▸ Your task: Pick out each line with the word "components" from the material that follows.

====== Dataset extract ======

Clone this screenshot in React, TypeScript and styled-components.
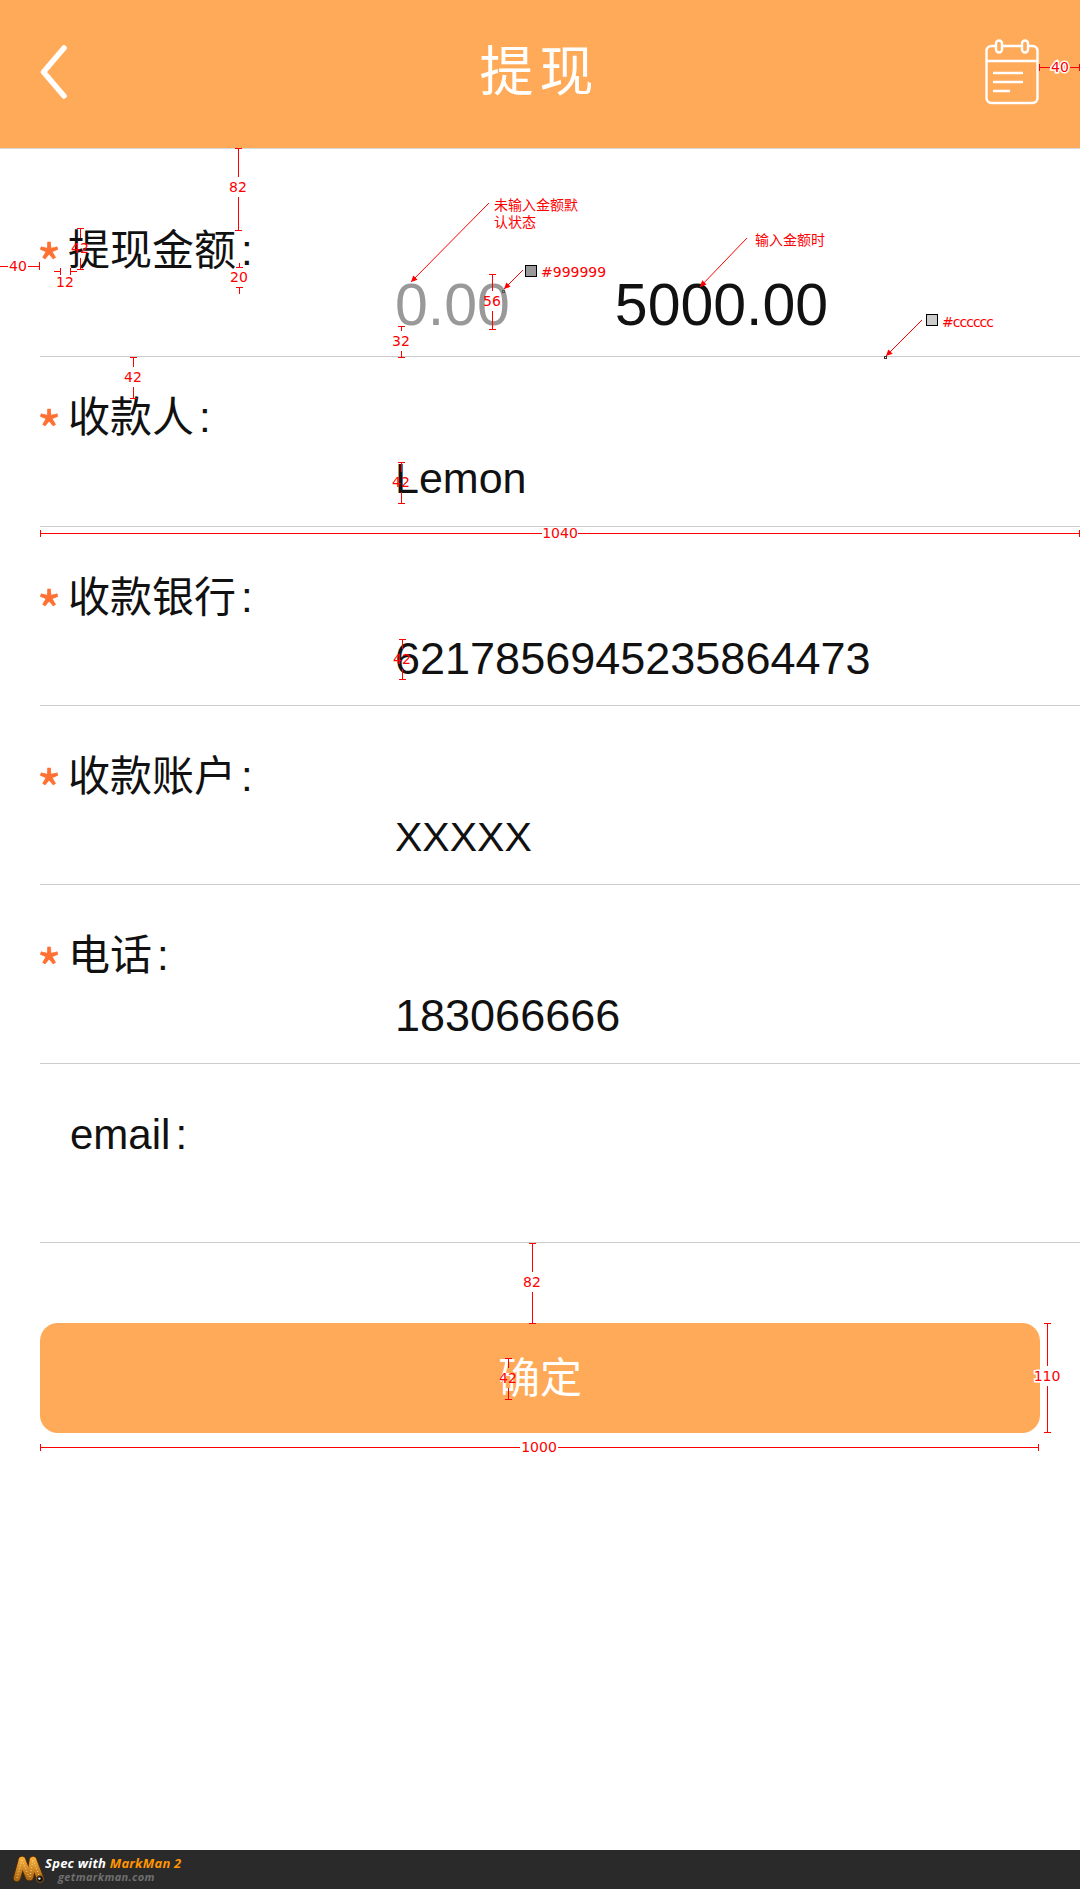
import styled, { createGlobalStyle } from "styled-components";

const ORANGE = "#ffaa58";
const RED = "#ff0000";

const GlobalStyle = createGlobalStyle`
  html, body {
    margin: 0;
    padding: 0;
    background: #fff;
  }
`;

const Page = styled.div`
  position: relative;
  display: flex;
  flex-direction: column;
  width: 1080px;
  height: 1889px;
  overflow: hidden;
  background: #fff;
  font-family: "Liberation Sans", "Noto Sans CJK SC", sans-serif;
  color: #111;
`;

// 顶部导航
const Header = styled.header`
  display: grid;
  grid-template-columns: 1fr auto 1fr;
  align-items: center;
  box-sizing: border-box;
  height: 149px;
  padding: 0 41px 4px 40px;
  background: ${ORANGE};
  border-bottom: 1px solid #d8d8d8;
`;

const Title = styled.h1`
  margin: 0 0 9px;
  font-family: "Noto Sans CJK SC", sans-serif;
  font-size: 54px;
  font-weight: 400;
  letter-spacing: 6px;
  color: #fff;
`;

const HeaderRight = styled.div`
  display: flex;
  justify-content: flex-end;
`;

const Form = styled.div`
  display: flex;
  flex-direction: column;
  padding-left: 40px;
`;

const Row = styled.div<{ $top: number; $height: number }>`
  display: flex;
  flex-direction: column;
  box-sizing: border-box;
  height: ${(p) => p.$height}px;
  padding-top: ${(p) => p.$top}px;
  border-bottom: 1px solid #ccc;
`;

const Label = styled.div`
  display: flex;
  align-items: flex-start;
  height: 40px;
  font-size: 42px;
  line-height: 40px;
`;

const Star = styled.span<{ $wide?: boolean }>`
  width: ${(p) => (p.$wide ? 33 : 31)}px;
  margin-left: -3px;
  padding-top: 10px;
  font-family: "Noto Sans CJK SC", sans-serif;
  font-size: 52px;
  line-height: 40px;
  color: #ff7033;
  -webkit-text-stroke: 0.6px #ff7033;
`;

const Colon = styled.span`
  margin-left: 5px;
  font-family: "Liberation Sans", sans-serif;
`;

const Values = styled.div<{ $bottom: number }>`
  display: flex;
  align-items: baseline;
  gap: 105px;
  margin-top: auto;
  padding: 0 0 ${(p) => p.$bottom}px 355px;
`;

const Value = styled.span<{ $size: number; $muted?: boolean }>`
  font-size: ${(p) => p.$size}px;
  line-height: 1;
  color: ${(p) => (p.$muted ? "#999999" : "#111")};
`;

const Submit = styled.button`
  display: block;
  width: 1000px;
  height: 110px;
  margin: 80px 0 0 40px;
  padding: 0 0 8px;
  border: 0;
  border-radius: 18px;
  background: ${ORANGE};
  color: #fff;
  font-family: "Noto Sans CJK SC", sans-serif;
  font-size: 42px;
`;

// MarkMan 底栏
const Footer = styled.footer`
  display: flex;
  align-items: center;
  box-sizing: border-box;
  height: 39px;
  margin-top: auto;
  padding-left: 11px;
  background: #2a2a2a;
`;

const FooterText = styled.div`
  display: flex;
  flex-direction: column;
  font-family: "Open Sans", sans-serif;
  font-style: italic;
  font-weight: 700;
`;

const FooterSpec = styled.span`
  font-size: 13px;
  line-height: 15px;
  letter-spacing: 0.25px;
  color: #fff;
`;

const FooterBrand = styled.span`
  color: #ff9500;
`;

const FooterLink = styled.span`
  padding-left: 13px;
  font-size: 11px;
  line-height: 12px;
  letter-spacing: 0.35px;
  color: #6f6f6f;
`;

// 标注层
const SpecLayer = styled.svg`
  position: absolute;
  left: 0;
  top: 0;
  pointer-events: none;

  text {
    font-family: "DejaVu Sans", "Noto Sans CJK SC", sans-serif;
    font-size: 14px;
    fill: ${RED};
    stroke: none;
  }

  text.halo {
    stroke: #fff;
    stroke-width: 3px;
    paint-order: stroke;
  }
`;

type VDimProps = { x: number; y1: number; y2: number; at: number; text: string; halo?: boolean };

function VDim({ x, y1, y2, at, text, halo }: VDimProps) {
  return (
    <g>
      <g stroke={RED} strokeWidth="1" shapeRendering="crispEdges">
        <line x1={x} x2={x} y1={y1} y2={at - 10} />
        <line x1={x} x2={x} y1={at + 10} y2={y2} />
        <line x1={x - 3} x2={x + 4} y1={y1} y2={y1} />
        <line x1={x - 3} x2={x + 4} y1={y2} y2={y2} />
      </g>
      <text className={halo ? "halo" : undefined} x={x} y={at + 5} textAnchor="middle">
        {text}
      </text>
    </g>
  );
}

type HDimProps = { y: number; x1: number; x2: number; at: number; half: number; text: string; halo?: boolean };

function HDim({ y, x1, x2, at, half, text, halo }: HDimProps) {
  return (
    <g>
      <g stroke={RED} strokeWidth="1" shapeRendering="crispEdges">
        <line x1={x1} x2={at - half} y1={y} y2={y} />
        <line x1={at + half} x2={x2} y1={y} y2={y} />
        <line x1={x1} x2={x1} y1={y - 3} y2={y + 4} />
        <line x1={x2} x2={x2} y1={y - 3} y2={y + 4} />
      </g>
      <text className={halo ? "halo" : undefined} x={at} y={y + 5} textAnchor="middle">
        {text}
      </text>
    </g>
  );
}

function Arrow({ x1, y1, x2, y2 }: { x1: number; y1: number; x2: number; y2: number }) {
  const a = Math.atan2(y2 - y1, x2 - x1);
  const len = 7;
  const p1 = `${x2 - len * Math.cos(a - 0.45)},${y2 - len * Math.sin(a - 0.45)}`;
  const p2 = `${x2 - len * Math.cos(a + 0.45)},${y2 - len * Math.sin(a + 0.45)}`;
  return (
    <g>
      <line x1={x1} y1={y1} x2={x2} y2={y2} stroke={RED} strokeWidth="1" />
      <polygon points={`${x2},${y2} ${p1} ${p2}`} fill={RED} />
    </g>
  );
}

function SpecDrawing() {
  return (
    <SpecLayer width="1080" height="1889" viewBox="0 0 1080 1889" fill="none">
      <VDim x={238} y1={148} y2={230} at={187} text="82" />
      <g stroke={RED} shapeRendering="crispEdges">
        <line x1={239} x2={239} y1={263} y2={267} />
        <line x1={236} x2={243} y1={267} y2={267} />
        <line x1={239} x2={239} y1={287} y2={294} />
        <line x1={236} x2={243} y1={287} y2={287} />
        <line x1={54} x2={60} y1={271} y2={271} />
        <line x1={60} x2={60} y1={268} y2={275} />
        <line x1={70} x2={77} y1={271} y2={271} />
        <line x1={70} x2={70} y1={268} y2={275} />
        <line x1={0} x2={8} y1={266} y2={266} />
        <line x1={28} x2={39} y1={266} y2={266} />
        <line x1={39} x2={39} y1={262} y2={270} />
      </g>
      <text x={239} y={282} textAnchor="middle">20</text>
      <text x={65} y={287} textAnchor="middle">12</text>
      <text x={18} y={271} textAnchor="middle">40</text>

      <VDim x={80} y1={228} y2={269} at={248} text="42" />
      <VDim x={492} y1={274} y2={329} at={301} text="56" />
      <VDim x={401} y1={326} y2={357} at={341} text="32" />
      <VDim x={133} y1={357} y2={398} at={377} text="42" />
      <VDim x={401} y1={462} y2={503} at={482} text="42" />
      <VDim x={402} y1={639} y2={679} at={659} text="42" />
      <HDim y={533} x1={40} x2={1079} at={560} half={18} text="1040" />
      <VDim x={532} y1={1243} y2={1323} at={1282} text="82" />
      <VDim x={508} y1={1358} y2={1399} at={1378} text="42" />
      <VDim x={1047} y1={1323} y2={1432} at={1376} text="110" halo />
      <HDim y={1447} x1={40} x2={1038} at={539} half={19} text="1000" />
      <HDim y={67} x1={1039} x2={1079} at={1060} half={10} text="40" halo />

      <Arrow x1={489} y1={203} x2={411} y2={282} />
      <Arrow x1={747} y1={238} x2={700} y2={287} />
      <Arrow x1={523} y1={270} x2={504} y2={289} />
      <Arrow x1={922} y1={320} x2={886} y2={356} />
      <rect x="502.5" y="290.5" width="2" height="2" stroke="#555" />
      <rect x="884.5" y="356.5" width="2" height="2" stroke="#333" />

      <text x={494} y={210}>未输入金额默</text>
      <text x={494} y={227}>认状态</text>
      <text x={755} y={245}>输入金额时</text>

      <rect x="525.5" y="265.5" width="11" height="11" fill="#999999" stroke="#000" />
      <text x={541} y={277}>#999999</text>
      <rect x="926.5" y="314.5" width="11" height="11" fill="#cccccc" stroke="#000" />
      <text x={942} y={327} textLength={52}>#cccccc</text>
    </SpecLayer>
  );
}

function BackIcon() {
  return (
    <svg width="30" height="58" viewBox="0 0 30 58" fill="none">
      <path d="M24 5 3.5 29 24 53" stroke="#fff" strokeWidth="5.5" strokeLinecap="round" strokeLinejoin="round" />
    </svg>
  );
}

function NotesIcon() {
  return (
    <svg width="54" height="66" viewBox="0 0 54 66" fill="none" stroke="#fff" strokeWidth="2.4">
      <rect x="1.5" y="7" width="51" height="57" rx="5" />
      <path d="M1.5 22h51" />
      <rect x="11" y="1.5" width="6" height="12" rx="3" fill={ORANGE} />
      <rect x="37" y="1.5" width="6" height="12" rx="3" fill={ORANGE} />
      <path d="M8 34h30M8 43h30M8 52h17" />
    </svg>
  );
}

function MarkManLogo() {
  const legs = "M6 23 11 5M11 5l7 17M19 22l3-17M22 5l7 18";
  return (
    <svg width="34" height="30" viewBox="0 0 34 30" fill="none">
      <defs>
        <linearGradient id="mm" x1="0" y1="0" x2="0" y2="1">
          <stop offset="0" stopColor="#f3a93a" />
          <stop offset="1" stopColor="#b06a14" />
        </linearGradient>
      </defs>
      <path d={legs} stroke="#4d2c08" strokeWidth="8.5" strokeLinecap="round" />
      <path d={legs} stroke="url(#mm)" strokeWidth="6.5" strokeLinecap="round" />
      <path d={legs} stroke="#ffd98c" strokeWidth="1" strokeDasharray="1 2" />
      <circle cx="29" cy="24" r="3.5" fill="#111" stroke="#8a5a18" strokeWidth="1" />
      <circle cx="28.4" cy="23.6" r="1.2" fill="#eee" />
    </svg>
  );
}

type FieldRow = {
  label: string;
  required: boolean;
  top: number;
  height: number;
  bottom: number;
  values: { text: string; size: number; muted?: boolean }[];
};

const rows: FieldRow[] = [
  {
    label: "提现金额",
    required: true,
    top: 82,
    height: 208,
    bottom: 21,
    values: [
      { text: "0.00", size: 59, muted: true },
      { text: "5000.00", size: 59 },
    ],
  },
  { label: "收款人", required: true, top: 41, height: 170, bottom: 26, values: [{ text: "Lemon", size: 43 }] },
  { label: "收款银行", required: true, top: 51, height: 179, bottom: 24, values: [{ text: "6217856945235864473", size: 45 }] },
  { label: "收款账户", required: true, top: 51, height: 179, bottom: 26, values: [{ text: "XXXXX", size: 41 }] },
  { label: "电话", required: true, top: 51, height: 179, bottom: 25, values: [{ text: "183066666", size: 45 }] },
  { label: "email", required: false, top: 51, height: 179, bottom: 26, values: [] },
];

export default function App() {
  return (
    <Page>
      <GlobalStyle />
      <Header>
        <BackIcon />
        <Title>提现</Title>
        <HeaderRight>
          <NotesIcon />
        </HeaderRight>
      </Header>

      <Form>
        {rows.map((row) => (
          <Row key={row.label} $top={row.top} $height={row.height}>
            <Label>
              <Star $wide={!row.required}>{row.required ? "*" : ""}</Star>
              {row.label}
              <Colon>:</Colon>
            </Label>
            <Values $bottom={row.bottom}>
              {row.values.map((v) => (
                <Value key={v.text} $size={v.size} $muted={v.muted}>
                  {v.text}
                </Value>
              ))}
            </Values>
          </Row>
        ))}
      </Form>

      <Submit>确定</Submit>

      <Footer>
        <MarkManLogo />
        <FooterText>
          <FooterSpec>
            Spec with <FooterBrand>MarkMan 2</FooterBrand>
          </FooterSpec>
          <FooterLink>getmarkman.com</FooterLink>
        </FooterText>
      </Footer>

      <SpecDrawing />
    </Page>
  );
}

======

▸ Correct result:
Clone this screenshot in React, TypeScript and styled-components.
import styled, { createGlobalStyle } from "styled-components";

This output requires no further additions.